See the details of the values entered here : prior specification for the case of study of Ardeche at Meyras gauging station.

# Set prior information to each hydraulic control 
a1=RBaM::parameter(name='a1',init=14.17,prior.dist='LogNormal',prior.par=c(2.66,1.54))
b1=RBaM::parameter(name='b1',init=-0.6,prior.dist='Gaussian',prior.par=c(-0.58,1.49))
c1=RBaM::parameter(name='c1',init=1.5,prior.dist='Gaussian',prior.par=c(1.5,0.025))
a2=RBaM::parameter(name='a2',init=26.5165,prior.dist='LogNormal',prior.par=c(3.28,0.36))
b2=RBaM::parameter(name='b2',init=-0.6,prior.dist='Gaussian',prior.par=c(-0.58,1.49))
c2=RBaM::parameter(name='c2',init=1.67,prior.dist='Gaussian',prior.par=c(1.67,0.025))
a3=RBaM::parameter(name='a3',init=31.82,prior.dist='LogNormal',prior.par=c(3.46,0.397))
b3=RBaM::parameter(name='b3',init=1.2,prior.dist='Gaussian',prior.par=c(1.2,0.2))
c3=RBaM::parameter(name='c3',init=1.67,prior.dist='Gaussian',prior.par=c(1.67,0.025))

# Set a list of the same parameters for all controls
a.object=list(a1,a2,a3)
b.object=list(b1,b2,b3)
c.object=list(c1,c2,c3)

The prior_infor_param_builder function was developed and available to help the user to create these objects in a interactive way.

# Apply recursive model and segmentation with BaRatin multi-control method
resultsBaRatin=recursive.ModelAndSegmentation(H=ArdecheRiverMeyrasGaugings$H,
                                              Q=ArdecheRiverMeyrasGaugings$Q,
                                              time=ArdecheRiverMeyrasGaugings$Date,
                                              uQ=ArdecheRiverMeyrasGaugings$uQ,
                                              nSmax=3,
                                              nMin=2,
                                              funk=fitRC_BaRatin,
                                              HmaxGrid=max(ArdecheRiverMeyrasGaugings$H),
                                              a.object=a.object,
                                              b.object=b.object,
                                              c.object=c.object,
                                              controlMatrix=controlMatrix
                                              )

 # Visualize tree structure
 plotTree(resultsBaRatin$tree)

 # Terminal nodes
 terminal = resultsBaRatin$tree$indx[which(resultsBaRatin$tree$nS==1)]
 terminal
#> [1] 2 3 5 7 8

Plot the rating curves after using BaRatin method.
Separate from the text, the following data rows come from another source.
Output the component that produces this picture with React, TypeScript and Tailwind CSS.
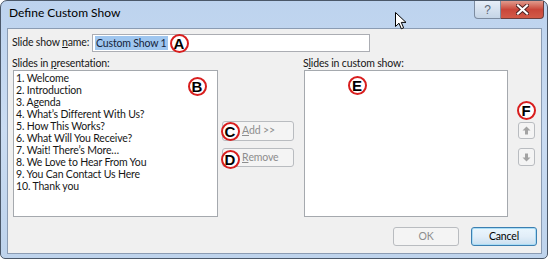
import React from "react";

const slides = [
  "1. Welcome",
  "2. Introduction",
  "3. Agenda",
  "4. What’s Different With Us?",
  "5. How This Works?",
  "6. What Will You Receive?",
  "7. Wait! There’s More…",
  "8. We Love to Hear From You",
  "9. You Can Contact Us Here",
  "10. Thank you",
];

function Badge({ letter, x, y }: { letter: string; x: number; y: number }) {
  return (
    <div
      className="absolute w-[19px] h-[19px] rounded-full bg-white border-[2px] border-[#d81e1e] flex items-center justify-center text-[15px] leading-none font-bold text-black font-['Liberation_Sans',sans-serif] tracking-normal"
      style={{ left: x - 9.5, top: y - 9.5 }}
    >
      {letter}
    </div>
  );
}

function Arrow({ up }: { up: boolean }) {
  return (
    <svg width="9" height="9" viewBox="0 0 9 9">
      {up ? (
        <path d="M4.5 0.5 L8.5 4.5 L6 4.5 L6 8.5 L3 8.5 L3 4.5 L0.5 4.5 Z" fill="#a3a3a3" />
      ) : (
        <path d="M4.5 8.5 L8.5 4.5 L6 4.5 L6 0.5 L3 0.5 L3 4.5 L0.5 4.5 Z" fill="#a3a3a3" />
      )}
    </svg>
  );
}

export default function App() {
  return (
    <div className="w-[550px] h-[261px] bg-white relative overflow-hidden font-['Lato',sans-serif] text-[10.5px] tracking-[-0.15px] text-[#161616]">
      <div className="w-[548px] h-[259px] rounded-t-[7px] rounded-b-[5px] border border-[#4b5869] bg-gradient-to-b from-[#bdd3ee] via-[#cadcf2] to-[#bed3ec] flex flex-col">
        {/* title bar */}
        <div className="h-[27px] flex items-start justify-between">
          <div className="pl-[8px] pt-[4px] text-[12px] tracking-normal leading-[16px] text-black">Define Custom Show</div>
          <div className="flex mr-[3px]">
            <div className="w-[27px] h-[18px] rounded-bl-[4px] border border-t-0 border-[#7c8ba0] bg-gradient-to-b from-[#e6eef8] to-[#c5d4e6] flex items-center justify-center text-[12px] leading-none text-[#5b6675] font-['Liberation_Sans',sans-serif]">
              ?
            </div>
            <div className="w-[43px] h-[18px] rounded-br-[4px] border border-t-0 border-l-0 border-[#6b3d3d] bg-gradient-to-b from-[#e09a8d] via-[#c9463a] to-[#d25a48] flex items-center justify-center">
              <svg width="13" height="11" viewBox="0 0 13 11">
                <path d="M2 1.5 L11 9.5 M11 1.5 L2 9.5" stroke="#4a2020" strokeWidth="4" strokeLinecap="square" />
                <path d="M2 1.5 L11 9.5 M11 1.5 L2 9.5" stroke="#ffffff" strokeWidth="2.2" strokeLinecap="square" />
              </svg>
            </div>
          </div>
        </div>
        {/* client */}
        <div className="ml-[6px] mr-[5px] h-[226px] border border-[#8b9cb3] bg-[#f0f0f0] flex flex-col pl-[4px] pt-[5px]">
          <div className="h-[18px] flex items-center">
            <div className="w-[80px] whitespace-nowrap">
              Slide show <span className="underline">n</span>ame:
            </div>
            <div className="w-[278px] h-[18px] border border-[#abadb3] bg-white flex items-center pl-[2px]">
              <span className="bg-[#9fc6ef] text-[#13233a] leading-[14px] px-[1px]">Custom Show 1</span>
            </div>
          </div>
          <div className="mt-[5px] h-[13px] flex items-center leading-[13px]">
            <div className="w-[291px] whitespace-nowrap">
              Slides in <span className="underline">p</span>resentation:
            </div>
            <div className="whitespace-nowrap">
              S<span className="underline">l</span>ides in custom show:
            </div>
          </div>
          <div className="h-[147px] flex">
            <div className="ml-[1px] w-[205px] h-[147px] border border-[#a5a9ae] bg-white pl-[2px] pt-[1px]">
              {slides.map((s) => (
                <div key={s} className="leading-[12px] h-[12px] whitespace-nowrap">
                  {s}
                </div>
              ))}
            </div>
            <div className="ml-[4px] w-[72px] flex flex-col pt-[51px]">
              <div className="h-[20px] rounded-[3px] border border-[#b9bcc0] bg-[#f4f4f4] text-[#8d8d8d] flex items-center pl-[19px]">
                <span className="underline">A</span>dd &gt;&gt;
              </div>
              <div className="mt-[7px] h-[19px] rounded-[3px] border border-[#b9bcc0] bg-[#f4f4f4] text-[#8d8d8d] flex items-center pl-[19px]">
                <span className="underline">R</span>emove
              </div>
            </div>
            <div className="ml-[10px] w-[204px] h-[147px] border border-[#a5a9ae] bg-white"></div>
            <div className="ml-[10px] w-[17px] flex flex-col pt-[52px]">
              <div className="h-[17px] rounded-[3px] border border-[#b9bcc0] bg-[#f4f4f4] flex items-center justify-center">
                <Arrow up={true} />
              </div>
              <div className="mt-[9px] h-[18px] rounded-[3px] border border-[#b9bcc0] bg-[#f4f4f4] flex items-center justify-center">
                <Arrow up={false} />
              </div>
            </div>
          </div>
          <div className="mt-[10px] flex justify-end pr-[4px]">
            <div className="w-[66px] h-[19px] rounded-[3px] border border-[#b9bcc0] bg-[#f4f4f4] text-[#8d8d8d] flex items-center justify-center">
              OK
            </div>
            <div className="ml-[12px] w-[66px] h-[19px] rounded-[3px] border border-[#3c7fb1] bg-gradient-to-b from-[#eaf6fd] via-[#e2eef8] to-[#c9dff0] text-black flex items-center justify-center shadow-[inset_0_0_0_1px_#a9dcf5]">
              Cancel
            </div>
          </div>
        </div>
      </div>

      <Badge letter="A" x={179} y={43} />
      <Badge letter="B" x={197} y={86} />
      <Badge letter="C" x={230} y={131} />
      <Badge letter="D" x={230} y={159} />
      <Badge letter="E" x={357} y={85} />
      <Badge letter="F" x={526} y={110} />

      <svg className="absolute left-[395px] top-[12px]" width="12" height="18" viewBox="0 0 12 18">
        <path d="M0.5 0.5 L0.5 14.5 L4 11.2 L6.3 16.8 L8.6 15.8 L6.3 10.4 L11 10.4 Z" fill="#ffffff" stroke="#000000" strokeWidth="1" strokeLinejoin="round" />
      </svg>
    </div>
  );
}
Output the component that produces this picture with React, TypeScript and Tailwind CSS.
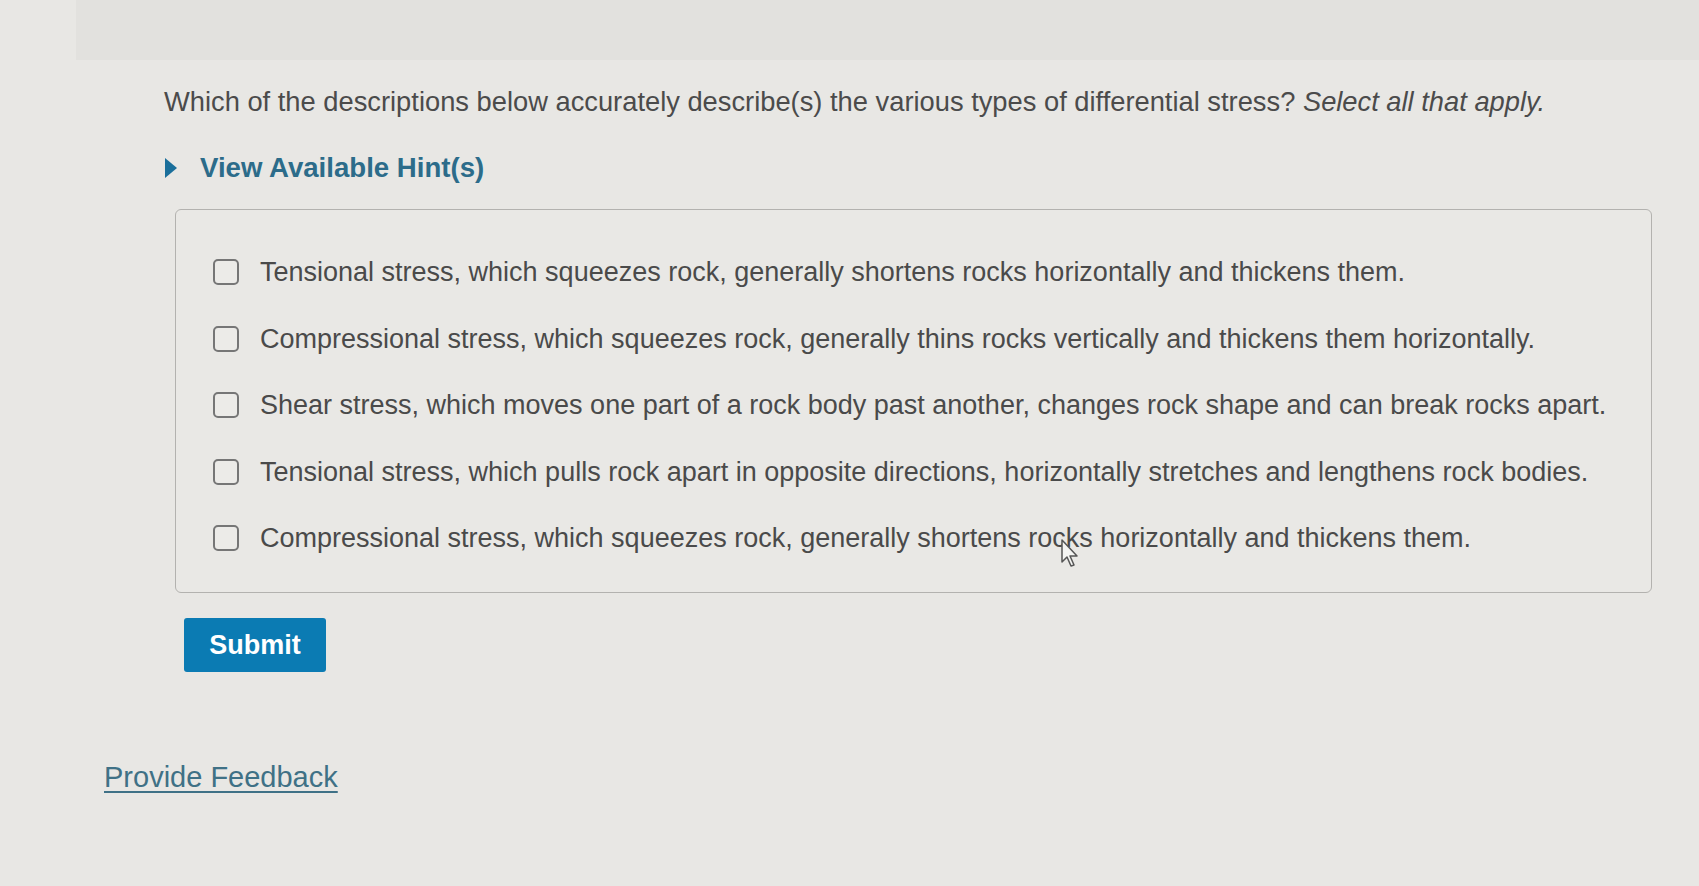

It is possible to plot all nodes in the tree structure by setting allnodes=TRUE. To reduce calculation time, it is advisable to specify the vector of nodes for plotting the rating curve.

PlotRCPrediction(Hgrid=data.frame(seq(-1,2,by=0.01)),
                  autoscale=FALSE,
                  temp.folder=file.path(tempdir(),'BaM'),
                  CalibrationData='CalibrationData.txt',
                  allnodes=FALSE,
                  nodes=terminal)
#> [[1]]
#> 
#> [[2]]
#> 
#> [[3]]
#> 
#> [[4]]
#> 
#> [[5]]

 # Plot shift times in stage record
 plot_H_ModelAndSegmentation(summary=resultsBaRatin$summary,
                             plot_summary=resultsBaRatin$plot)$final_plot

 # Plot shift times in discharge observations
 plot_Q_ModelAndSegmentation(summary=resultsBaRatin$summary,
                             plot_summary=resultsBaRatin$plot)$final_plot

 # Plot residual
 plotResidual_ModelAndSegmentation(summary=resultsBaRatin$summary,
                                   plot_summary=resultsBaRatin$plot)$final_plot

Références

Darienzo, Matteo. 2 Februray 2021. “Detection and Estimation of Stage-Discharge Rating Shifts for Retrospective and Real-Time Streamflow Quantification.” PhD thesis.
Horner, I., B. Renard, J. Le Coz, F. Branger, H. K. McMillan, and G. Pierrefeu. 2018. “Impact of Stage Measurement Errors on Streamflow Uncertainty.” *Water Resources Research* 54 (3): 1952–76. .
Le Coz, J., B. Renard, L. Bonnifait, F. Branger, and R. Le Boursicaud. 2014. “Combining Hydraulic Knowledge and Uncertain Gaugings in the Estimation of Hydrometric Rating Curves: A Bayesian Approach.” *Journal of Hydrology* 509 (February): 573–87. .
Renard, Benjamin. 2017. “BaM ! (Bayesian Modeling): Un code de calcul pour l’estimation d’un modèle quelconque et son utilisation en prédiction.” {Report}. irstea.